Yet another terrorist bombing hit the capital of Somalia on April 4 2012. Two of the country's most prominent leaders in sports were killed, along with eight others, and a large number of injured. The tragedy is double because the attack came as the people were beginning to feel the years of chaos might be ending. The following is adapted from Reuters.com:

Reflecting the feelings of many of her fellow Somalians, Safia Omar said a bombing of Somalia's national theatre had robbed her country of a brief sense that things were getting better.

The bombing - which targeted the prime minister - killed at least six people including two of Somalia's top sports officials after a young female suicide bomber walked into the theatre and blew herself up. Islamist militant group al Shabaab claimed the attack.

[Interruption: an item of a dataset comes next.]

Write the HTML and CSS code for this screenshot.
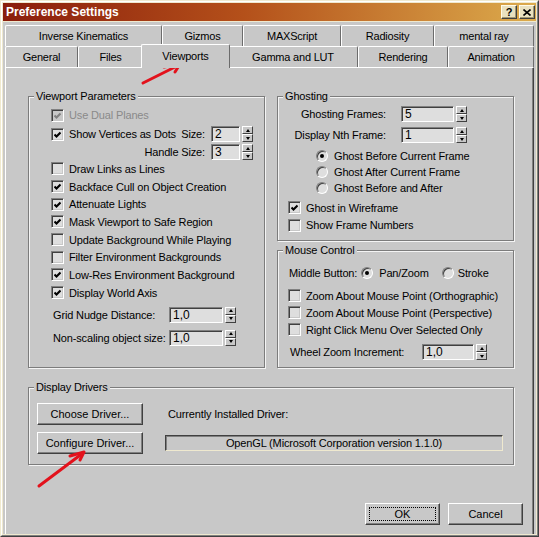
FILE: index.html
```html
<!DOCTYPE html>
<html lang="en">
<head>
    <meta charset="UTF-8">
    <title>Preference Settings</title>
    <link rel="stylesheet" href="styles.css">
</head>
<body>
<div class="window">
    <div class="frame">
        <div class="titlebar">
            <span class="title">Preference Settings</span>
            <div class="caption-btns">
                <span class="cap-btn">?</span>
                <span class="cap-btn">
                    <svg width="8" height="7" viewBox="0 0 8 7"><path d="M0.5 0.5 L7.5 6.5 M7.5 0.5 L0.5 6.5" stroke="#000" stroke-width="1.6"/></svg>
                </span>
            </div>
        </div>

        <div class="client">
            <!-- two rows of tabs, the front row holds the selected one -->
            <div class="tabs">
                <div class="tab-row back">
                    <div class="tab">Inverse Kinematics</div>
                    <div class="tab">Gizmos</div>
                    <div class="tab">MAXScript</div>
                    <div class="tab">Radiosity</div>
                    <div class="tab">mental ray</div>
                </div>
                <div class="tab-row front">
                    <div class="tab">General</div>
                    <div class="tab">Files</div>
                    <div class="tab active">Viewports</div>
                    <div class="tab">Gamma and LUT</div>
                    <div class="tab">Rendering</div>
                    <div class="tab">Animation</div>
                </div>
            </div>

            <div class="panel">
                <div class="panel-grid">

                    <div class="group vp">
                        <div class="group-title">Viewport Parameters</div>
                        <div class="vp-rows">
                            <div class="row h18 disabled">
                                <span class="cb"><svg viewBox="0 0 7 7"><polyline points="0.5,3.5 2.5,5.5 6.5,1.5"/></svg></span>Use Dual Planes
                            </div>
                            <div class="row h20">
                                <span class="cb"><svg viewBox="0 0 7 7"><polyline points="0.5,3.5 2.5,5.5 6.5,1.5"/></svg></span>Show Vertices as Dots
                                <div class="spin push">
                                    <span class="spin-label">Size:</span>
                                    <span class="field w29">2</span>
                                    <span class="arrows"><span class="up"></span><span class="down"></span></span>
                                </div>
                            </div>
                            <div class="row h16">
                                <div class="spin push">
                                    <span class="spin-label">Handle Size:</span>
                                    <span class="field w29">3</span>
                                    <span class="arrows"><span class="up"></span><span class="down"></span></span>
                                </div>
                            </div>
                            <div class="row"><span class="cb off"></span>Draw Links as Lines</div>
                            <div class="row"><span class="cb"><svg viewBox="0 0 7 7"><polyline points="0.5,3.5 2.5,5.5 6.5,1.5"/></svg></span>Backface Cull on Object Creation</div>
                            <div class="row"><span class="cb"><svg viewBox="0 0 7 7"><polyline points="0.5,3.5 2.5,5.5 6.5,1.5"/></svg></span>Attenuate Lights</div>
                            <div class="row"><span class="cb"><svg viewBox="0 0 7 7"><polyline points="0.5,3.5 2.5,5.5 6.5,1.5"/></svg></span>Mask Viewport to Safe Region</div>
                            <div class="row"><span class="cb off"></span>Update Background While Playing</div>
                            <div class="row"><span class="cb off"></span>Filter Environment Backgrounds</div>
                            <div class="row"><span class="cb"><svg viewBox="0 0 7 7"><polyline points="0.5,3.5 2.5,5.5 6.5,1.5"/></svg></span>Low-Res Environment Background</div>
                            <div class="row"><span class="cb"><svg viewBox="0 0 7 7"><polyline points="0.5,3.5 2.5,5.5 6.5,1.5"/></svg></span>Display World Axis</div>
                            <div class="val-row">
                                <span>Grid Nudge Distance:</span>
                                <span class="field">1,0</span>
                                <span class="arrows"><span class="up"></span><span class="down"></span></span>
                            </div>
                            <div class="val-row">
                                <span>Non-scaling object size:</span>
                                <span class="field">1,0</span>
                                <span class="arrows"><span class="up"></span><span class="down"></span></span>
                            </div>
                        </div>
                    </div>

                    <div class="right-col">
                        <div class="group ghost">
                            <div class="group-title">Ghosting</div>
                            <div class="gv-row first">
                                <span class="gv-label">Ghosting Frames:</span>
                                <span class="field">5</span>
                                <span class="arrows"><span class="up"></span><span class="down"></span></span>
                            </div>
                            <div class="gv-row">
                                <span class="gv-label">Display Nth Frame:</span>
                                <span class="field">1</span>
                                <span class="arrows"><span class="up"></span><span class="down"></span></span>
                            </div>
                            <div class="radio-list">
                                <div class="rrow"><span class="rb on"></span>Ghost Before Current Frame</div>
                                <div class="rrow"><span class="rb"></span>Ghost After Current Frame</div>
                                <div class="rrow"><span class="rb"></span>Ghost Before and After</div>
                            </div>
                            <div class="ghost-checks">
                                <div class="row h175"><span class="cb"><svg viewBox="0 0 7 7"><polyline points="0.5,3.5 2.5,5.5 6.5,1.5"/></svg></span>Ghost in Wireframe</div>
                                <div class="row h175"><span class="cb off"></span>Show Frame Numbers</div>
                            </div>
                        </div>

                        <div class="group mouse">
                            <div class="group-title">Mouse Control</div>
                            <div class="mid-row">
                                Middle Button:<span class="rb on first"></span>Pan/Zoom<span class="rb second"></span>Stroke
                            </div>
                            <div class="mouse-checks">
                                <div class="row h17"><span class="cb off"></span>Zoom About Mouse Point (Orthographic)</div>
                                <div class="row h17"><span class="cb off"></span>Zoom About Mouse Point (Perspective)</div>
                                <div class="row h17"><span class="cb off"></span>Right Click Menu Over Selected Only</div>
                            </div>
                            <div class="wheel-row">
                                <span>Wheel Zoom Increment:</span>
                                <span class="field">1,0</span>
                                <span class="arrows"><span class="up"></span><span class="down"></span></span>
                            </div>
                        </div>
                    </div>

                    <div class="group drivers">
                        <div class="group-title">Display Drivers</div>
                        <div class="drv-grid">
                            <button class="btn">Choose Driver...</button>
                            <span class="drv-label">Currently Installed Driver:</span>
                            <button class="btn">Configure Driver...</button>
                            <span class="drv-field">OpenGL (Microsoft Corporation version 1.1.0)</span>
                        </div>
                    </div>

                </div>

                <div class="dlg-buttons">
                    <button class="btn dlg default">OK</button>
                    <button class="btn dlg">Cancel</button>
                </div>
            </div>
        </div>
    </div>

    <!-- red marker arrows drawn on top of the dialog -->
    <svg class="marks" width="539" height="537" viewBox="0 0 539 537">
        <g fill="none" stroke="#e3121c" stroke-width="3" stroke-linecap="round" stroke-linejoin="round">
            <path d="M143 83 L179 65"/>
            <path d="M164 67 L180 64 L175 72"/>
            <path d="M39 486 L83 453"/>
            <path d="M70 456 L84 452 L80 460"/>
        </g>
    </svg>
</div>
</body>
</html>
```

FILE: styles.css
```css
* {
    box-sizing: border-box;
}

body {
    margin: 0;
    font-family: "Liberation Sans", Arial, sans-serif;
    font-size: 11px;
    letter-spacing: -0.15px;
    color: #000;
    background: #c8c8c8;
}

/* window frame */
.window {
    position: relative;
    width: 539px;
    height: 537px;
    border: 1px solid;
    border-color: #efe9cf #404040 #404040 #efe9cf;
}

.frame {
    height: 100%;
    display: flex;
    flex-direction: column;
    padding: 1px;
    border: 1px solid;
    border-color: #fff #808080 #808080 #fff;
    background: #efe9cf;
}

.titlebar {
    height: 18px;
    display: flex;
    align-items: center;
    padding: 0 1px 0 3px;
    background: linear-gradient(to right, #8a1d0c, #b4501a 45%, #dcab4c);
}

.title {
    color: #fff;
    font-weight: bold;
    font-size: 12px;
    letter-spacing: 0;
}

.caption-btns {
    margin-left: auto;
    display: flex;
    gap: 2px;
}

.cap-btn {
    width: 16px;
    height: 14px;
    display: flex;
    align-items: center;
    justify-content: center;
    border: 1px solid;
    border-color: #fffbe8 #404040 #404040 #fffbe8;
    box-shadow: inset -1px -1px #a09874;
    background: #e9e1c0;
    font-weight: bold;
    font-size: 11px;
    line-height: 1;
}

.client {
    flex: 1;
    margin-top: 1px;
    display: flex;
    flex-direction: column;
    padding: 3px 2px 0;
    background: #c8c8c8;
}

/* tabs */
.tabs {
    height: 42px;
    display: flex;
    flex-direction: column;
}

.tab-row {
    height: 21px;
    display: grid;
}

.tab-row.back {
    grid-template-columns: 157px 81px 98px 93px 1fr;
}

.tab-row.front {
    grid-template-columns: 73px 65px 85px 130px 90px 1fr;
}

.tab {
    display: flex;
    align-items: center;
    justify-content: center;
    border: 1px solid;
    border-bottom: 0;
    border-color: #fff #6c6c6c #fff #fff;
    border-radius: 2px 2px 0 0;
    background: #c8c8c8;
    letter-spacing: -0.2px;
}

.tab.active {
    position: relative;
    z-index: 2;
    margin: -2px -2px -1px;
    padding-bottom: 2px;
}

/* tab page: its lower edge runs off under the dialog buttons */
.panel {
    flex: 1;
    display: flex;
    flex-direction: column;
    padding: 28px 0 0 22px;
    border: 1px solid;
    border-bottom: 0;
    border-color: #fff #404040 #404040 #fff;
    box-shadow: inset -1px 0 #808080;
}

.panel-grid {
    width: 486px;
    display: grid;
    grid-template-columns: 237px 237px;
    column-gap: 12px;
    row-gap: 19px;
}

.right-col {
    display: flex;
    flex-direction: column;
    gap: 9px;
}

/* etched group boxes */
.group {
    border: 1px solid #7c7c7c;
    box-shadow: 1px 1px 0 #f4f4f4, inset 1px 1px 0 #f4f4f4;
}

.group-title {
    display: table;
    margin: -8px 0 0 5px;
    padding: 0 2px;
    line-height: 14px;
    background: #c8c8c8;
}

.ghost {
    height: 145px;
}

.mouse {
    height: 118px;
}

.drivers {
    grid-column: 1 / 3;
    height: 78px;
}

/* rows */
.vp-rows {
    margin-top: 3px;
    padding: 0 11px 0 22px;
}

.row {
    display: flex;
    align-items: center;
    height: 17.7px;
    white-space: nowrap;
}

.row.h16 { height: 16px; }
.row.h17 { height: 17px; }
.row.h175 { height: 17.5px; }
.row.h18 { height: 18px; }
.row.h20 { height: 20px; }

.row.disabled {
    color: #8a8a8a;
}

.row.h16 {
    justify-content: flex-end;
}

.spin {
    display: flex;
    align-items: center;
}

.spin.push {
    margin-left: auto;
}

.spin-label {
    margin-right: 6px;
}

.val-row {
    display: grid;
    grid-template-columns: 116px 54px 13px;
    align-items: center;
    height: 20px;
    margin-top: 3px;
    padding-left: 2px;
}

/* checkbox */
.cb {
    flex: none;
    width: 13px;
    height: 13px;
    margin-right: 5px;
    display: flex;
    align-items: center;
    justify-content: center;
    border: 1px solid;
    border-color: #808080 #fff #fff #808080;
    box-shadow: inset 1px 1px #404040, inset -1px -1px #c8c8c8;
    background: #dedede;
}

.cb svg {
    width: 7px;
    height: 7px;
    fill: none;
    stroke: #000;
    stroke-width: 2.1;
}

.disabled .cb {
    background: #c8c8c8;
}

.disabled .cb svg {
    stroke: #808080;
}

/* radio button */
.rb {
    flex: none;
    position: relative;
    width: 12px;
    height: 12px;
    margin-right: 6px;
    border-radius: 50%;
    border: 1px solid;
    border-color: #808080 #fff #fff #808080;
    box-shadow: inset 1px 1px #404040;
    background: #dedede;
}

.rb.on::after {
    content: "";
    position: absolute;
    left: 3px;
    top: 3px;
    width: 4px;
    height: 4px;
    border-radius: 50%;
    background: #000;
}

/* spinner edit + arrows */
.field {
    height: 16px;
    padding-left: 3px;
    line-height: 14px;
    font-size: 12px;
    border: 1px solid;
    border-color: #808080 #fff #fff #808080;
    box-shadow: inset 1px 1px #404040;
    background: #dedede;
    letter-spacing: 0;
}

.field.w29 {
    width: 29px;
}

.arrows {
    width: 11px;
    height: 16px;
    margin-left: 2px;
    display: flex;
    flex-direction: column;
}

.arrows span {
    flex: 1;
    display: flex;
    align-items: center;
    justify-content: center;
    border: 1px solid;
    border-color: #fff #404040 #404040 #fff;
    background: #c8c8c8;
}

.arrows .up::after,
.arrows .down::after {
    content: "";
    border-left: 2px solid transparent;
    border-right: 2px solid transparent;
}

.arrows .up::after {
    border-bottom: 3px solid #000;
}

.arrows .down::after {
    border-top: 3px solid #000;
}

/* ghosting */
.gv-row {
    display: grid;
    grid-template-columns: 123px 53px 13px;
    align-items: center;
    height: 18px;
    margin-top: 3px;
}

.gv-row.first {
    margin-top: 2px;
}

.gv-label {
    text-align: right;
    padding-right: 15px;
}

.radio-list {
    margin-top: 4px;
    padding-left: 38px;
}

.rrow {
    display: flex;
    align-items: center;
    height: 16px;
}

.ghost-checks {
    margin-top: 3px;
    padding-left: 10px;
}

/* mouse control */
.mid-row {
    display: flex;
    align-items: center;
    height: 18px;
    margin-top: 7px;
    padding-left: 11px;
}

.rb.first {
    margin-left: 4px;
}

.rb.second {
    margin-left: 13px;
    margin-right: 4px;
}

.mouse-checks {
    margin-top: 5px;
    padding-left: 10px;
}

.wheel-row {
    display: grid;
    grid-template-columns: 132px 52px 13px;
    align-items: center;
    height: 18px;
    margin-top: 5px;
    padding-left: 12px;
}

/* display drivers */
.drv-grid {
    display: grid;
    grid-template-columns: 106px 1fr;
    grid-template-rows: 22px 22px;
    column-gap: 22px;
    row-gap: 7px;
    align-items: center;
    margin-top: 9px;
    padding: 0 10px 0 8px;
}

.drv-label {
    padding-left: 3px;
}

.drv-field {
    height: 16px;
    line-height: 14px;
    text-align: center;
    border: 1px solid;
    border-color: #404040 #efe9cf #efe9cf #404040;
    box-shadow: inset 1px 1px #808080;
    background: #c8c8c8;
}

/* push buttons */
.btn {
    height: 22px;
    padding: 0;
    font: inherit;
    color: #000;
    border: 1px solid;
    border-color: #fff #404040 #404040 #fff;
    box-shadow: inset -1px -1px #808080;
    background: #c8c8c8;
}

.dlg-buttons {
    display: flex;
    justify-content: flex-end;
    gap: 8px;
    margin-top: 38px;
    padding-right: 10px;
}

.btn.dlg {
    width: 75px;
}

.btn.default {
    outline: 1px dotted #000;
    outline-offset: -5px;
}

.marks {
    position: absolute;
    left: -1px;
    top: -1px;
    pointer-events: none;
}
```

"Our hopes for peace faded with yesterday's blast," Omar, the owner of a kiosk, told Reuters. She said she doubted there would be any stability for as long as President Sheikh Sharif Ahmed, a former Islamist commander, remained at the helm of the lawless nation.

"Whenever we get a sniff of peace, explosions take place, wiping out any new-found sense of pleasure," she said.

"Al Shabaab are hated and they are weak, but these officials are sustaining the violence."

The theatre had only reopened its doors for the first time in 20 years in mid March, an event which it had been hoped marked a new chapter in Somalia's history. Instead the attack underscored how fragile any progress is.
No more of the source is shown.